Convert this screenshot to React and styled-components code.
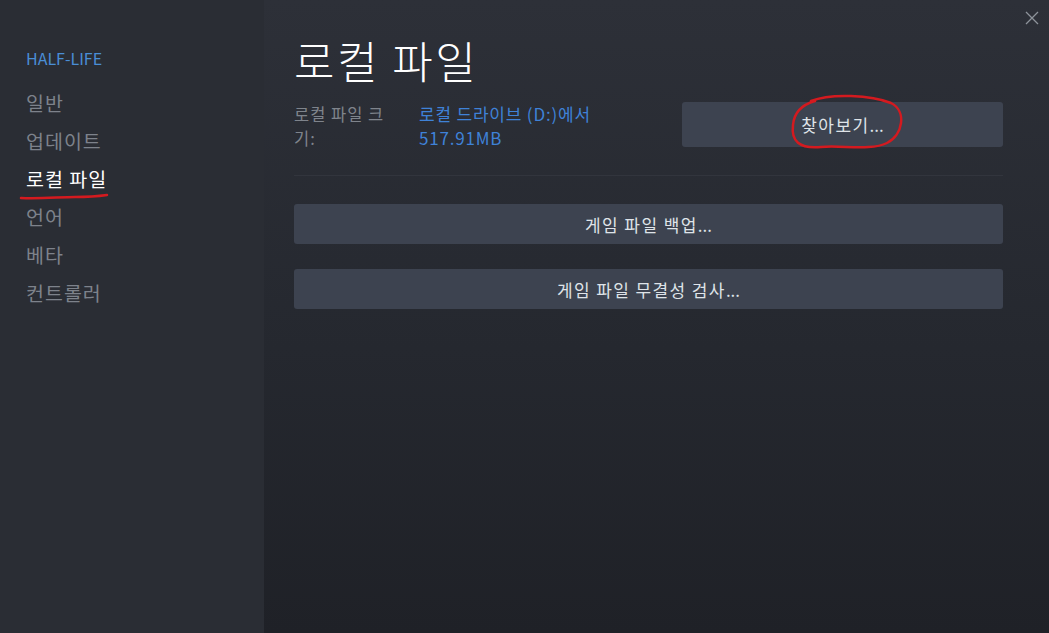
import styled, { createGlobalStyle } from "styled-components";

const GlobalStyle = createGlobalStyle`
  html, body {
    margin: 0;
    padding: 0;
    background: #22252b;
  }
  * {
    box-sizing: border-box;
  }
`;

const Window = styled.div`
  position: relative;
  display: flex;
  width: 1049px;
  height: 633px;
  overflow: hidden;
  font-family: "Noto Sans CJK KR", "Noto Sans", sans-serif;
`;

const Sidebar = styled.nav`
  width: 264px;
  flex-shrink: 0;
  background: #2a2d34;
  padding: 48px 0 0 26px;
`;

const GameTitle = styled.div`
  font-size: 16px;
  line-height: 20px;
  color: #4a8ed6;
  margin-bottom: 16px;
`;

const NavItem = styled.div`
  position: relative;
  font-size: 19.5px;
  letter-spacing: 1px;
  line-height: 38px;
  color: ${(p) => (p.$active ? "#ffffff" : "#7d828b")};
  cursor: pointer;
`;

const Main = styled.main`
  flex: 1;
  background: linear-gradient(180deg, #2d3038 0%, #25282f 55%, #1f2127 100%);
  padding: 30px 46px 0 30px;
`;

const Title = styled.h1`
  margin: 0 0 12px;
  font-size: 44px;
  letter-spacing: 2.5px;
  line-height: 60px;
  font-weight: 300;
  color: #ffffff;
`;

const InfoRow = styled.div`
  display: flex;
  align-items: flex-start;
`;

const Label = styled.div`
  width: 105px;
  margin-right: 20px;
  font-size: 16.5px;
  letter-spacing: 1px;
  line-height: 24px;
  color: #7f848c;
`;

const Value = styled.div`
  flex: 1;
  font-size: 17px;
  letter-spacing: 0.8px;
  line-height: 24px;
  color: #3f82d8;
`;

const Button = styled.button`
  position: relative;
  display: flex;
  align-items: center;
  justify-content: center;
  width: ${(p) => p.$width || "100%"};
  height: ${(p) => p.$height || "40px"};
  border: none;
  border-radius: 3px;
  background: #3d4350;
  color: #dfe3e8;
  font-family: inherit;
  font-size: 17px;
  letter-spacing: 1.4px;
  cursor: pointer;
  &:hover {
    background: #464d5b;
  }
`;

const Dots = styled.span`
  letter-spacing: 0;
`;

const Separator = styled.hr`
  margin: 25px 0 28px;
  border: none;
  border-top: 1px solid #32353d;
`;

const ButtonStack = styled.div`
  display: flex;
  flex-direction: column;
  gap: 25px;
`;

const CloseButton = styled.div`
  position: absolute;
  top: 6px;
  right: 10px;
  width: 14px;
  height: 14px;
  cursor: pointer;
`;

const Annotation = styled.svg`
  position: absolute;
  pointer-events: none;
  overflow: visible;
`;

function App() {
  const navItems = ["일반", "업데이트", "로컬 파일", "언어", "베타", "컨트롤러"];

  return (
    <>
      <GlobalStyle />
      <Window>
        <Sidebar>
          <GameTitle>HALF-LIFE</GameTitle>
          {navItems.map((item) => (
            <NavItem key={item} $active={item === "로컬 파일"}>
              {item}
              {item === "로컬 파일" && (
                <Annotation
                  width="92"
                  height="8"
                  viewBox="0 0 92 8"
                  style={{ left: -6, top: 33 }}
                >
                  <path
                    d="M1 5 C 20 6, 40 4, 55 4 S 80 3, 87 2"
                    fill="none"
                    stroke="#d41a1f"
                    strokeWidth="2.5"
                    strokeLinecap="round"
                  />
                </Annotation>
              )}
            </NavItem>
          ))}
        </Sidebar>
        <Main>
          <Title>로컬 파일</Title>
          <InfoRow>
            <Label>로컬 파일 크기:</Label>
            <Value>
              로컬 드라이브 (D:)에서
              <br />
              517.91MB
            </Value>
            <Button $width="321px" $height="45px">
              찾아보기<Dots>...</Dots>
              <Annotation
                width="114"
                height="58"
                viewBox="0 0 114 58"
                style={{ left: 109, top: -7 }}
              >
                <path
                  d="M20 6 C 40 -2, 80 0, 100 8 C 116 16, 112 40, 96 48 C 80 56, 50 50, 30 52 C 8 54, 0 46, 2 30 C 3 18, 10 10, 24 6"
                  fill="none"
                  stroke="#d41a1f"
                  strokeWidth="2.5"
                  strokeLinecap="round"
                />
              </Annotation>
            </Button>
          </InfoRow>
          <Separator />
          <ButtonStack>
            <Button>
              게임 파일 백업<Dots>...</Dots>
            </Button>
            <Button>
              게임 파일 무결성 검사<Dots>...</Dots>
            </Button>
          </ButtonStack>
        </Main>
        <CloseButton>
          <svg width="14" height="14" viewBox="0 0 14 14">
            <path
              d="M1 1 L13 13 M13 1 L1 13"
              stroke="#8d939b"
              strokeWidth="1.3"
              fill="none"
            />
          </svg>
        </CloseButton>
      </Window>
    </>
  );
}

export default App;
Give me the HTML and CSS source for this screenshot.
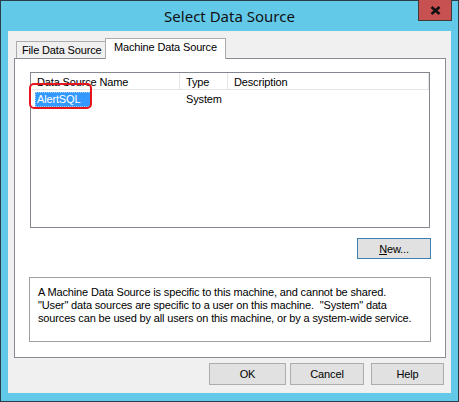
FILE: index.html
```html
<!DOCTYPE html>
<html lang="en">
<head>
    <meta charset="UTF-8">
    <title>Select Data Source</title>
    <link rel="stylesheet" href="styles.css">
</head>
<body>

    <div class="window">
        <!-- Barre de titre -->
        <div class="titlebar">
            <span class="title">Select Data Source</span>
            <div class="close">
                <svg width="11" height="9" viewBox="0 0 11 9">
                    <path d="M1.5 1 L9.5 8 M9.5 1 L1.5 8" stroke="#111" stroke-width="2.6" fill="none"/>
                </svg>
            </div>
        </div>

        <div class="client">
            <!-- Onglets -->
            <div class="tabs">
                <div class="tab">File Data Source</div>
                <div class="tab active">Machine Data Source</div>
            </div>

            <div class="panel">
                <div class="listview">
                    <div class="lv-head">
                        <div class="col col-name">Data Source Name</div>
                        <div class="col col-type">Type</div>
                        <div class="col col-desc">Description</div>
                    </div>
                    <div class="lv-row">
                        <div class="col col-name"><span class="selected">AlertSQL</span></div>
                        <div class="col col-type">System</div>
                        <div class="col col-desc"></div>
                    </div>
                    <span class="callout"></span>
                </div>

                <div class="new-row">
                    <button class="btn btn-default"><u>N</u>ew...</button>
                </div>

                <div class="desc">
                    A Machine Data Source is specific to this machine, and cannot be shared.<br>
                    "User" data sources are specific to a user on this machine.&nbsp; "System" data<br>
                    sources can be used by all users on this machine, or by a system-wide service.
                </div>
            </div>

            <!-- Boutons du bas -->
            <div class="buttons">
                <button class="btn btn-ok">OK</button>
                <button class="btn btn-cancel">Cancel</button>
                <button class="btn btn-help">Help</button>
            </div>
        </div>
    </div>

</body>
</html>
```

FILE: styles.css
```css
/* Style général */
body {
    margin: 0;
    font-family: 'Liberation Sans', Arial, sans-serif;
    font-size: 11px;
    letter-spacing: -0.15px;
    color: #000;
}

/* Fenêtre */
.window {
    width: 459px;
    height: 402px;
    box-sizing: border-box;
    border: 1px solid #2b3d48;
    background: #63c9e9;
    padding: 0 7px 8px 7px;
    display: flex;
    flex-direction: column;
}

.titlebar {
    height: 30px;
    position: relative;
    display: flex;
    align-items: center;
    justify-content: center;
}
.title {
    font-family: 'Noto Sans', sans-serif;
    font-size: 15px;
    letter-spacing: 0;
    color: #111;
    margin-top: -1px;
}
.close {
    position: absolute;
    top: -1px;
    right: -1px;
    width: 32px;
    height: 20px;
    background: #c75050;
    border: 1px solid #3c3c3c;
    border-top: none;
    display: flex;
    align-items: center;
    justify-content: center;
}

/* Zone client */
.client {
    flex: 1;
    background: #f0f0f0;
    display: flex;
    flex-direction: column;
}

/* Onglets */
.tabs {
    display: flex;
    align-items: flex-end;
    margin-top: 7px;
    padding-left: 8px;
    height: 20px;
    position: relative;
    z-index: 1;
}
.tab {
    box-sizing: border-box;
    height: 17px;
    width: 90px;
    border: 1px solid #acacac;
    border-bottom: none;
    background: #f0f0f0;
    padding: 2px 0 0 5px;
    white-space: nowrap;
    overflow: hidden;
}
.tab.active {
    width: 121px;
    height: 21px;
    margin-left: -1px;
    margin-bottom: -1px;
    background: #fff;
    padding: 2px 0 0 8px;
}

.panel {
    box-sizing: border-box;
    margin-left: 6px;
    width: 432px;
    height: 300px;
    background: #fff;
    border: 1px solid #898c95;
    padding: 13px 15px 0 15px;
}

/* Liste */
.listview {
    position: relative;
    box-sizing: border-box;
    height: 156px;
    border: 1px solid #828790;
}
.lv-head {
    display: flex;
    height: 16px;
    border-bottom: 1px solid #e5e5e5;
}
.lv-head .col {
    border-right: 1px solid #e5e5e5;
    padding: 3px 0 0 6px;
}
.col {
    box-sizing: border-box;
    white-space: nowrap;
}
.col-name { width: 149px; }
.col-type { width: 48px; }
.col-desc { flex: 1; }

.lv-row {
    display: flex;
    margin-top: 2px;
    height: 15px;
    line-height: 15px;
}
.lv-row .col-name { padding-left: 4px; }
.lv-row .col-type { padding-left: 6px; }
.selected {
    display: inline-block;
    background: #3399ff;
    color: #fff;
    padding: 0 11px 0 2px;
    outline: 1px dotted #9fd0ff;
    outline-offset: -1px;
}

/* Cadre rouge */
.callout {
    position: absolute;
    left: -2px;
    top: 10px;
    width: 59px;
    height: 22px;
    border: 2px solid #e8141b;
    border-radius: 5px;
}

.new-row {
    display: flex;
    justify-content: flex-end;
    margin: 10px -1px 0 0;
}

/* Boutons */
.btn {
    box-sizing: border-box;
    height: 22px;
    background: #e1e1e1;
    border: 1px solid #adadad;
    font-family: 'Liberation Sans', Arial, sans-serif;
    font-size: 11px;
    letter-spacing: -0.15px;
    color: #000;
    padding: 0;
}
.btn-default {
    width: 74px;
    height: 21px;
    border-color: #3c7fb1;
}

.desc {
    box-sizing: border-box;
    margin: 18px -1px 0 -1px;
    height: 65px;
    border: 1px solid #a0a0a0;
    padding: 8px 8px;
    line-height: 13px;
    white-space: nowrap;
}

.buttons {
    display: flex;
    margin-top: 5px;
    padding-left: 201px;
}
.btn-ok { width: 77px; }
.btn-cancel { width: 74px; margin-left: 4px; }
.btn-help { width: 73px; margin-left: 7px; }
```
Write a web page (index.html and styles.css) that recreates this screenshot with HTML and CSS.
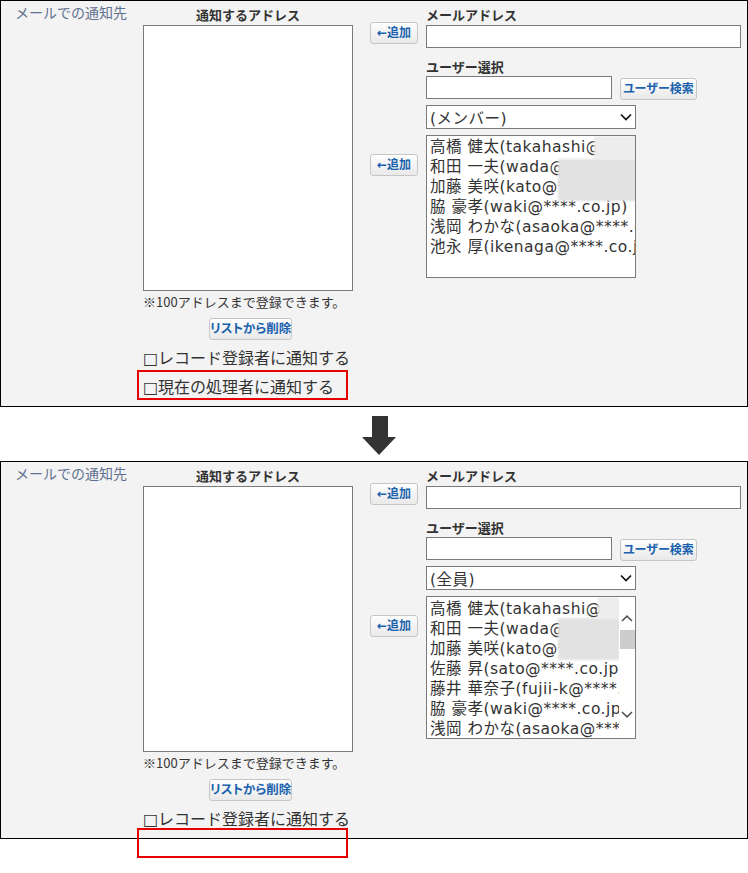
FILE: index.html
```html
<!DOCTYPE html>
<html lang="ja">
<head>
<meta charset="utf-8">
<title>メールでの通知先</title>
<link rel="stylesheet" href="styles.css">
</head>
<body>
<div class="page">
  <section class="panel">
    <div class="label">メールでの通知先</div>
    <div class="addr-col">
      <div class="col-title">通知するアドレス</div>
      <textarea class="addr-list"></textarea>
      <div class="note">※100アドレスまで登録できます。</div>
      <div class="btn-row"><button class="btn btn-remove">リストから削除</button></div>
      <div class="check">□レコード登録者に通知する</div>
      <div class="check">□現在の処理者に通知する</div>
    </div>
    <div class="add-col">
      <button class="btn btn-add">←追加</button>
      <button class="btn btn-add btn-add2">←追加</button>
    </div>
    <div class="pick-col">
      <div class="field-title">メールアドレス</div>
      <input class="mail-input" type="text">
      <div class="field-title user-title">ユーザー選択</div>
      <div class="user-row">
        <input class="user-input" type="text">
        <button class="btn btn-search">ユーザー検索</button>
      </div>
      <div class="select"><span>(メンバー)</span><svg class="chev" width="12" height="8" viewBox="0 0 12 8"><path d="M1 1.5 L6 6.5 L11 1.5" fill="none" stroke="#111" stroke-width="1.7"/></svg></div>
      <div class="listbox">
        <div class="items">
          <div class="item">高橋 健太(takahashi@****.co.jp)</div>
          <div class="item">和田 一夫(wada@****.co.jp)</div>
          <div class="item">加藤 美咲(kato@****.co.jp)</div>
          <div class="item">脇 豪孝(waki@****.co.jp)</div>
          <div class="item">浅岡 わかな(asaoka@****.co.jp)</div>
          <div class="item">池永 厚(ikenaga@****.co.jp)</div>
          <span class="blur blur-a1"></span>
          <span class="blur blur-b1"></span>
        </div>
      </div>
    </div>
    <div class="highlight"></div>
  </section>

  <div class="arrow-row">
    <svg width="34" height="39" viewBox="0 0 34 39"><polygon points="10,0 26,0 26,21 34,21 17,39 0,21 10,21" fill="#333"/></svg>
  </div>

  <section class="panel">
    <div class="label">メールでの通知先</div>
    <div class="addr-col">
      <div class="col-title">通知するアドレス</div>
      <textarea class="addr-list"></textarea>
      <div class="note">※100アドレスまで登録できます。</div>
      <div class="btn-row"><button class="btn btn-remove">リストから削除</button></div>
      <div class="check">□レコード登録者に通知する</div>
    </div>
    <div class="add-col">
      <button class="btn btn-add">←追加</button>
      <button class="btn btn-add btn-add2">←追加</button>
    </div>
    <div class="pick-col">
      <div class="field-title">メールアドレス</div>
      <input class="mail-input" type="text">
      <div class="field-title user-title">ユーザー選択</div>
      <div class="user-row">
        <input class="user-input" type="text">
        <button class="btn btn-search">ユーザー検索</button>
      </div>
      <div class="select"><span>(全員)</span><svg class="chev" width="12" height="8" viewBox="0 0 12 8"><path d="M1 1.5 L6 6.5 L11 1.5" fill="none" stroke="#111" stroke-width="1.7"/></svg></div>
      <div class="listbox">
        <div class="items items-scroll">
          <div class="item">高橋 健太(takahashi@****.co.jp)</div>
          <div class="item">和田 一夫(wada@****.co.jp)</div>
          <div class="item">加藤 美咲(kato@****.co.jp)</div>
          <div class="item">佐藤 昇(sato@****.co.jp)</div>
          <div class="item">藤井 華奈子(fujii-k@****.co.jp)</div>
          <div class="item">脇 豪孝(waki@****.co.jp)</div>
          <div class="item">浅岡 わかな(asaoka@****.co.jp)</div>
          <div class="item">池永 厚(ikenaga@****.co.jp)</div>
          <span class="blur blur-a2"></span>
          <span class="blur blur-b2"></span>
        </div>
        <div class="scrollbar">
          <svg class="sb-up" width="12" height="7" viewBox="0 0 12 7"><path d="M1 6 L6 1.2 L11 6" fill="none" stroke="#555" stroke-width="1.6"/></svg>
          <div class="sb-thumb"></div>
          <svg class="sb-down" width="12" height="7" viewBox="0 0 12 7"><path d="M1 1 L6 5.8 L11 1" fill="none" stroke="#555" stroke-width="1.6"/></svg>
        </div>
      </div>
    </div>
    <div class="highlight highlight-2"></div>
  </section>
</div>
</body>
</html>
```

FILE: styles.css
```css
html,
body {
  margin: 0;
  background: #fff;
}

body {
  color: #333;
  font-family: "DejaVu Sans", "Noto Sans CJK JP", sans-serif;
}

.page {
  width: 748px;
  padding-bottom: 30px;
}

.panel {
  position: relative;
  display: flex;
  align-items: flex-start;
  width: 748px;
  box-sizing: border-box;
  border: 1px solid #000;
  background: #f3f3f3;
  padding: 4px 6px 4px 0;
}

.label {
  width: 142px;
  box-sizing: border-box;
  padding-left: 14px;
  font-family: "Noto Sans CJK JP", sans-serif;
  font-size: 14px;
  line-height: 14px;
  color: #5f7190;
}

.addr-col {
  width: 210px;
  flex: none;
}

.col-title,
.field-title {
  font-family: "Noto Sans CJK JP", sans-serif;
  font-size: 13px;
  font-weight: bold;
  line-height: 19px;
  color: #333;
}

.col-title {
  text-align: center;
}

.addr-list {
  display: block;
  width: 210px;
  height: 266px;
  box-sizing: border-box;
  margin: 1px 0 0;
  padding: 0;
  border: 1px solid #7a7a7a;
  background: #fff;
  resize: none;
}

.note {
  margin-top: 2px;
  font-family: "Noto Sans CJK JP", sans-serif;
  font-size: 13px;
  line-height: 18px;
  white-space: nowrap;
}

.btn-row {
  margin-top: 7px;
  padding-left: 66px;
}

.btn {
  display: block;
  height: 22px;
  box-sizing: border-box;
  padding: 0;
  border: 1px solid #c6c6c6;
  border-radius: 3px;
  background: linear-gradient(#fefefe, #e9e9e9);
  color: #1a62ad;
  font-family: "DejaVu Sans", "Noto Sans CJK JP", sans-serif;
  font-size: 12px;
  font-weight: bold;
  line-height: 20px;
  font-feature-settings: "palt";
  text-align: center;
  white-space: nowrap;
}

.btn-remove {
  width: 83px;
  font-size: 12.5px;
}

.check {
  font-family: "DejaVu Sans", "Noto Sans CJK JP", sans-serif;
  font-size: 16px;
  line-height: 29px;
  white-space: nowrap;
}

.btn-row + .check {
  margin-top: 4px;
}

.add-col {
  width: 48px;
  flex: none;
  margin-left: 17px;
  padding-top: 17px;
}

.btn-add {
  width: 48px;
}

.btn-add2 {
  margin-top: 110px;
}

.pick-col {
  width: 315px;
  flex: none;
  margin-left: 8px;
}

.mail-input,
.user-input {
  display: block;
  height: 23px;
  box-sizing: border-box;
  margin: 0;
  padding: 0 3px;
  border: 1px solid #7a7a7a;
  background: #fff;
}

.mail-input {
  width: 315px;
  margin-top: 1px;
}

.user-title {
  margin-top: 9px;
}

.user-row {
  display: flex;
  align-items: flex-start;
  gap: 8px;
}

.user-input {
  width: 186px;
}

.btn-search {
  width: 77px;
  margin-top: 2px;
}

.select {
  display: flex;
  align-items: center;
  justify-content: space-between;
  width: 210px;
  height: 24px;
  box-sizing: border-box;
  margin-top: 5px;
  padding: 0 3px 0 3px;
  border: 1px solid #7a7a7a;
  background: #fff;
  font-size: 15.5px;
  letter-spacing: 0.5px;
  color: #333;
}

.listbox {
  display: flex;
  width: 210px;
  height: 143px;
  box-sizing: border-box;
  margin-top: 6px;
  border: 1px solid #7a7a7a;
  background: #fff;
  overflow: hidden;
}

.items {
  position: relative;
  flex: 1;
  min-width: 0;
  padding: 1px 0 0 3px;
  overflow: hidden;
}

.items-scroll {
  padding-top: 2px;
}

.item {
  font-size: 15.5px;
  letter-spacing: 0.5px;
  line-height: 20px;
  white-space: nowrap;
  color: #333;
}

.blur {
  position: absolute;
  display: block;
  filter: blur(1px);
}

.blur-a1 {
  left: 167px;
  top: 0;
  width: 43px;
  height: 23px;
  background: #ededed;
}

.blur-b1 {
  left: 131px;
  top: 23px;
  width: 79px;
  height: 42px;
  background: #e2e2e2;
}

.blur-a2 {
  left: 171px;
  top: 0;
  width: 22px;
  height: 21px;
  background: #ededed;
}

.blur-b2 {
  left: 131px;
  top: 21px;
  width: 62px;
  height: 42px;
  background: #e2e2e2;
}

.scrollbar {
  display: flex;
  flex-direction: column;
  align-items: center;
  width: 16px;
  flex: none;
  background: #fff;
}

.sb-up {
  margin-top: 18px;
}

.sb-thumb {
  width: 15px;
  height: 19px;
  margin-top: 8px;
  background: #cdcdcd;
}

.sb-down {
  margin-top: 62px;
}

.arrow-row {
  height: 54px;
  box-sizing: border-box;
  padding: 9px 0 0 362px;
}

.arrow-row svg {
  display: block;
}

.highlight {
  position: absolute;
  left: 136px;
  top: 369px;
  width: 211px;
  height: 30px;
  box-sizing: border-box;
  border: 2px solid #e60000;
}

.highlight-2 {
  top: 366px;
}
```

----

TASK OBJECTIVE
Filter the data, keeping only the lines that contain "page".

WRITTEN SOLUTION
Write a web page (index.html and styles.css) that recreates this screenshot with HTML and CSS.
<div class="page">
.page {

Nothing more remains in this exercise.